---------- Supplied information

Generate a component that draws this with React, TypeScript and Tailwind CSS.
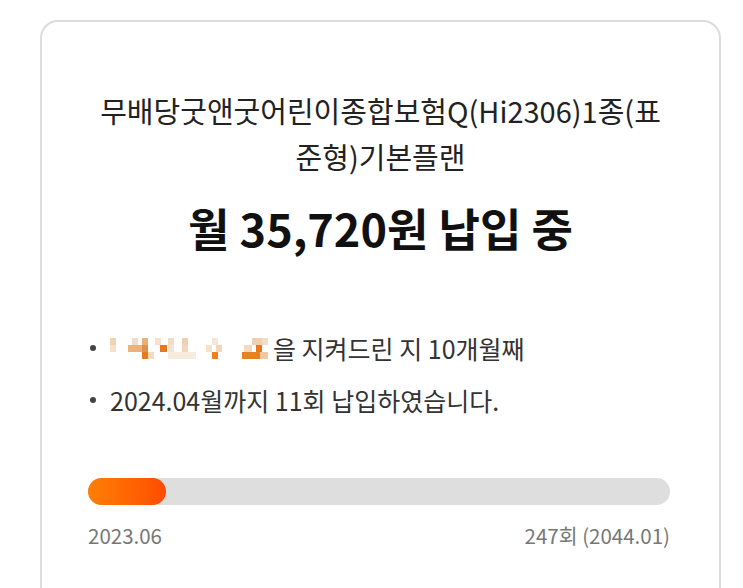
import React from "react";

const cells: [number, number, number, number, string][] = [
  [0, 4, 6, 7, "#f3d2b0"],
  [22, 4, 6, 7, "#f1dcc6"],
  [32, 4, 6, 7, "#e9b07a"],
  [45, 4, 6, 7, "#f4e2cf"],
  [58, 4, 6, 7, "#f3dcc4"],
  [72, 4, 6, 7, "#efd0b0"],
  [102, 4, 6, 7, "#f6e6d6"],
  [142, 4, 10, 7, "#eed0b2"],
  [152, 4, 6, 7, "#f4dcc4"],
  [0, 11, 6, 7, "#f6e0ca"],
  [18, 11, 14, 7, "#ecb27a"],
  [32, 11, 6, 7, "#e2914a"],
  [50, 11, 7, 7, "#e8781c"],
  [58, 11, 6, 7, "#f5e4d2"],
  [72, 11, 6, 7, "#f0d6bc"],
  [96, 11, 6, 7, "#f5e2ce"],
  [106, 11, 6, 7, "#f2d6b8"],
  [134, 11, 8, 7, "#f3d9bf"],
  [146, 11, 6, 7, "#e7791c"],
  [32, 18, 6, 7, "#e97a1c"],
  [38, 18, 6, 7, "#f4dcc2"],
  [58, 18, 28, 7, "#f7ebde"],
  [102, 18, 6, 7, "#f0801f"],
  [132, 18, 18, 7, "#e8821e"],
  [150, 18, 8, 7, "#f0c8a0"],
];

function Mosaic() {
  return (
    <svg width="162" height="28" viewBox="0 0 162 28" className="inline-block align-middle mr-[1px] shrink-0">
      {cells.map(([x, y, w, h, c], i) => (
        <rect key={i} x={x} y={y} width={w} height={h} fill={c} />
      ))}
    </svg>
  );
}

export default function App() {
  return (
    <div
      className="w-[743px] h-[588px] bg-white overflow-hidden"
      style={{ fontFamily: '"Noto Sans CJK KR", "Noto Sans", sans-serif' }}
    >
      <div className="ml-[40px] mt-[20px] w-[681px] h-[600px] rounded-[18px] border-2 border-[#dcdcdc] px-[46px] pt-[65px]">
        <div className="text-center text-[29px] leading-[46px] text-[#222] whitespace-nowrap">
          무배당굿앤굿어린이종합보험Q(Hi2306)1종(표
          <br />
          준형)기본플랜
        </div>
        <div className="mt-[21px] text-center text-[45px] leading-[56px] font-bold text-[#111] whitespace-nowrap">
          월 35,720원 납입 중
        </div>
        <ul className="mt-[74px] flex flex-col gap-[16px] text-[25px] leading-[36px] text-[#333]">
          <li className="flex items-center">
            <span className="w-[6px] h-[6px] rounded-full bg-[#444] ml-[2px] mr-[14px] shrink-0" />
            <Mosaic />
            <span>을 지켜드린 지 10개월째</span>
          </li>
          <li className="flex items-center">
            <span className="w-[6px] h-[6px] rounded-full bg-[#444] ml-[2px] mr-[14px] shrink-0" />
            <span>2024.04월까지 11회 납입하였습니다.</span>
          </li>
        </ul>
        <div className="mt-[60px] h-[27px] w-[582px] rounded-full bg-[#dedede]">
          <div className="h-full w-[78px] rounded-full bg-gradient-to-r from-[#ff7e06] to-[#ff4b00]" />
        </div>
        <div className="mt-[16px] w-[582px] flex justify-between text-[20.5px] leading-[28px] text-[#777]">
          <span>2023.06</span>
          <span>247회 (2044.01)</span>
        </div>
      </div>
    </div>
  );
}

--------------------

▸ Aim:
Reproduce the material word for word, minus the images.

▸ Task response:
Generate a component that draws this with React, TypeScript and Tailwind CSS.
import React from "react";

const cells: [number, number, number, number, string][] = [
  [0, 4, 6, 7, "#f3d2b0"],
  [22, 4, 6, 7, "#f1dcc6"],
  [32, 4, 6, 7, "#e9b07a"],
  [45, 4, 6, 7, "#f4e2cf"],
  [58, 4, 6, 7, "#f3dcc4"],
  [72, 4, 6, 7, "#efd0b0"],
  [102, 4, 6, 7, "#f6e6d6"],
  [142, 4, 10, 7, "#eed0b2"],
  [152, 4, 6, 7, "#f4dcc4"],
  [0, 11, 6, 7, "#f6e0ca"],
  [18, 11, 14, 7, "#ecb27a"],
  [32, 11, 6, 7, "#e2914a"],
  [50, 11, 7, 7, "#e8781c"],
  [58, 11, 6, 7, "#f5e4d2"],
  [72, 11, 6, 7, "#f0d6bc"],
  [96, 11, 6, 7, "#f5e2ce"],
  [106, 11, 6, 7, "#f2d6b8"],
  [134, 11, 8, 7, "#f3d9bf"],
  [146, 11, 6, 7, "#e7791c"],
  [32, 18, 6, 7, "#e97a1c"],
  [38, 18, 6, 7, "#f4dcc2"],
  [58, 18, 28, 7, "#f7ebde"],
  [102, 18, 6, 7, "#f0801f"],
  [132, 18, 18, 7, "#e8821e"],
  [150, 18, 8, 7, "#f0c8a0"],
];

function Mosaic() {
  return (
    <svg width="162" height="28" viewBox="0 0 162 28" className="inline-block align-middle mr-[1px] shrink-0">
      {cells.map(([x, y, w, h, c], i) => (
        <rect key={i} x={x} y={y} width={w} height={h} fill={c} />
      ))}
    </svg>
  );
}

export default function App() {
  return (
    <div
      className="w-[743px] h-[588px] bg-white overflow-hidden"
      style={{ fontFamily: '"Noto Sans CJK KR", "Noto Sans", sans-serif' }}
    >
      <div className="ml-[40px] mt-[20px] w-[681px] h-[600px] rounded-[18px] border-2 border-[#dcdcdc] px-[46px] pt-[65px]">
        <div className="text-center text-[29px] leading-[46px] text-[#222] whitespace-nowrap">
          무배당굿앤굿어린이종합보험Q(Hi2306)1종(표
          <br />
          준형)기본플랜
        </div>
        <div className="mt-[21px] text-center text-[45px] leading-[56px] font-bold text-[#111] whitespace-nowrap">
          월 35,720원 납입 중
        </div>
        <ul className="mt-[74px] flex flex-col gap-[16px] text-[25px] leading-[36px] text-[#333]">
          <li className="flex items-center">
            <span className="w-[6px] h-[6px] rounded-full bg-[#444] ml-[2px] mr-[14px] shrink-0" />
            <Mosaic />
            <span>을 지켜드린 지 10개월째</span>
          </li>
          <li className="flex items-center">
            <span className="w-[6px] h-[6px] rounded-full bg-[#444] ml-[2px] mr-[14px] shrink-0" />
            <span>2024.04월까지 11회 납입하였습니다.</span>
          </li>
        </ul>
        <div className="mt-[60px] h-[27px] w-[582px] rounded-full bg-[#dedede]">
          <div className="h-full w-[78px] rounded-full bg-gradient-to-r from-[#ff7e06] to-[#ff4b00]" />
        </div>
        <div className="mt-[16px] w-[582px] flex justify-between text-[20.5px] leading-[28px] text-[#777]">
          <span>2023.06</span>
          <span>247회 (2044.01)</span>
        </div>
      </div>
    </div>
  );
}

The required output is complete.